Puisque l'économiste Viscusi prétend dans son rapport que la décision de fumer relève d'une évaluation rationnelle des coûts et des bénéfices tels que perçus par le fumeur, Me Lespérance a demandé au témoin-expert s'il avait évalué la surestimation que font les fumeurs des bénéfices. Après tout, les fumeurs vivent dans un environnement où la publicité et les légendes existent, et pas plus tard que la semaine dernière, un ancien haut dirigeant de compagnie de tabac et très calé en marketing reconnaissait que les fumeurs prêtent aussi des vertus au tabac (la réduction du stress, par exemple), selon ce qu'en savait sa compagnie.

Après avoir résisté, l'expert de la défense a été obligé d'admettre qu'il n'avait pas étudié la perception des bénéfices.

Me Lespérance a aussi fait dire au professeur Viscusi que ce que les diagrammes montraient, c'est la moyenne des prévalences perçues par la population ou des sous-ensembles de la population, mais que plusieurs fumeurs pouvaient avoir une estimation de la prévalence plus basse et non pas plus haute que la prévalence réellement observée.
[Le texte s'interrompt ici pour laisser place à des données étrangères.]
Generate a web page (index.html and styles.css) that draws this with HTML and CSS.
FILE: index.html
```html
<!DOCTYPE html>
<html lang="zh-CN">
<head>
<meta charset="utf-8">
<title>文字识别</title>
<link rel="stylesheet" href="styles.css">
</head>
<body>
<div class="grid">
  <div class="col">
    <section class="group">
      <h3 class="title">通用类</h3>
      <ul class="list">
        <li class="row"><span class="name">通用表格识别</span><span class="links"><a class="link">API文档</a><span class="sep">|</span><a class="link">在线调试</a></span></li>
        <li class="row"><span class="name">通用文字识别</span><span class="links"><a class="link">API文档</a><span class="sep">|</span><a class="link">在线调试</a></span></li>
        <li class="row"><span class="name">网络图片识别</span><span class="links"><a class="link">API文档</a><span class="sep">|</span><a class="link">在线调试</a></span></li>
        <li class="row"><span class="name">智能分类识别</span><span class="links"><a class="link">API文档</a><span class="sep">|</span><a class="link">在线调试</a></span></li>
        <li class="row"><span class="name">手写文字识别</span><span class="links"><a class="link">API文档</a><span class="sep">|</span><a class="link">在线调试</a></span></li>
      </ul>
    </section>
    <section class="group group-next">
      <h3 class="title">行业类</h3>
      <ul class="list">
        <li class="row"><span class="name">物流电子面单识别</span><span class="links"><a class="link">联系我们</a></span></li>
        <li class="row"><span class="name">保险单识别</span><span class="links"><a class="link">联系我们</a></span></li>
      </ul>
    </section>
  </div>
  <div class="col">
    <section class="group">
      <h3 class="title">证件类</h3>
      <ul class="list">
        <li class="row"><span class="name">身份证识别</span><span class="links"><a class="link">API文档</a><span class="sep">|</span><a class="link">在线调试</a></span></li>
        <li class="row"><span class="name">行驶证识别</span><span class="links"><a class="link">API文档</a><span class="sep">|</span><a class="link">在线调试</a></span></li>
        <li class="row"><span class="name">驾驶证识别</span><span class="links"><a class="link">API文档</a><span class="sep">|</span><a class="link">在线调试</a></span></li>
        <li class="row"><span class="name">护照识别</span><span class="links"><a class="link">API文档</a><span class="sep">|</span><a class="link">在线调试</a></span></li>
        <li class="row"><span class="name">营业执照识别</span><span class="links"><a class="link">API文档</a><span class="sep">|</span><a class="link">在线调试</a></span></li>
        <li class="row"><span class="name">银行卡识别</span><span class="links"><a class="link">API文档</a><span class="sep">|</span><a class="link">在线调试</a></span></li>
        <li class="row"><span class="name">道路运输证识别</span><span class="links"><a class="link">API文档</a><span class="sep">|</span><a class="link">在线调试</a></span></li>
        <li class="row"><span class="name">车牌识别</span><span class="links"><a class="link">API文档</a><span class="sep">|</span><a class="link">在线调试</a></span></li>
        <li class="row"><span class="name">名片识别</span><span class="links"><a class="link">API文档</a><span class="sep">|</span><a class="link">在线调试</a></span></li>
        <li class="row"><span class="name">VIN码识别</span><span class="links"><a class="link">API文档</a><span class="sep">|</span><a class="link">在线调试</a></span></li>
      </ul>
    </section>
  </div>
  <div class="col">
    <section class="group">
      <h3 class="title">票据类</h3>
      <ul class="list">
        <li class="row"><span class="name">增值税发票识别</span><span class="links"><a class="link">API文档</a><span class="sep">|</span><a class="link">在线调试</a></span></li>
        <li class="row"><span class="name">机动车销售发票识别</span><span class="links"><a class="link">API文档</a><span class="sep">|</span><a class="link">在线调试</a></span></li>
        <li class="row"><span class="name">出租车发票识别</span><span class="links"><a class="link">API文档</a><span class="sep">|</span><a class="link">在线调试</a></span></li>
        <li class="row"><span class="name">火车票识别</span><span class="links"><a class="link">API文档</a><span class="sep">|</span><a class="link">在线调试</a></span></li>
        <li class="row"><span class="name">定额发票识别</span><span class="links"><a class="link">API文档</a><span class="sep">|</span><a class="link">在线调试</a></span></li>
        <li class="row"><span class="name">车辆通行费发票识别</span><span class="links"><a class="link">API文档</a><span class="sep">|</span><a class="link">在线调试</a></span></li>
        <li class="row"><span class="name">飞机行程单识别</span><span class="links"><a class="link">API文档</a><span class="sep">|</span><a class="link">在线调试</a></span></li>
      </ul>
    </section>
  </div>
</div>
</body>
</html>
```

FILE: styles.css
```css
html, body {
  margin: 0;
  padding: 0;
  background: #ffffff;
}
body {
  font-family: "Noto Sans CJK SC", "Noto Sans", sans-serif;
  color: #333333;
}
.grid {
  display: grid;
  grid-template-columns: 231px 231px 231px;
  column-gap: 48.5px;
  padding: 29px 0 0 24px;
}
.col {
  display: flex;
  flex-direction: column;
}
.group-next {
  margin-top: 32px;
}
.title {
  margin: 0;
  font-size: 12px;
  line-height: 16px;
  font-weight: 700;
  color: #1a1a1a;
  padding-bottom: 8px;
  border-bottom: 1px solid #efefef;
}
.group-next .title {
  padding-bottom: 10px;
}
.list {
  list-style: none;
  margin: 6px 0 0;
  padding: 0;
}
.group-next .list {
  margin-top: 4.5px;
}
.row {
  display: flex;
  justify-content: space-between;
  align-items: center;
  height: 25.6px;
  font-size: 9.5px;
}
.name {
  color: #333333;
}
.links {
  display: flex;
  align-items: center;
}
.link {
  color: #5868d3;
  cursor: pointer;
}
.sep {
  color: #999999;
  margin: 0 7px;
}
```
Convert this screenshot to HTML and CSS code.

Dangereux, mais pas pour moi

Puisque toutes les données que possède l'expert Viscusi sur la connaissance et les croyances des fumeurs au Canada proviennent de sondages analysés par le politologue Raymond Duch, Me Lespérance a guidé l'économiste vers les questions et les réponses de ces sondages. Il en est ressorti que les mêmes fumeurs qui disaient croire que le tabagisme est une cause du cancer du poumon estimaient aussi qu'on peut fumer jusqu'à 15 cigarettes par jour sans danger (c'est « safe »).

Devant le fait que des fumeurs étaient nombreux à estimer leur risque de mourir dans un accident de la route est plus grand que leur risque de mourir d'une maladie due à leur tabagisme, le professeur Viscusi a commencé par suggérer que les fumeurs surestimaient peut-être les dangers de la route, puis il leur a donné raison en disant que si on considérait le nombre d'années de vie perdues dans les accidents routiers, le risque était plus grand avec la route qu'avec le tabagisme.

Il semble bien que le mot risque de nouveau employé par l'expert désignait alors l'espérance mathématique des pertes. Un très beau concept, bien connu des actuaires et des économistes, mais fort différent du concept de prévalence utilisé comme mesure du risque dans le rapport, et un autre glissement sémantique.

Selon toutes vraisemblances, Me Lespérance va continuer aujourd'hui (mardi) de secouer les tables sur lesquelles reposent les châteaux de cartes de M. Viscusi.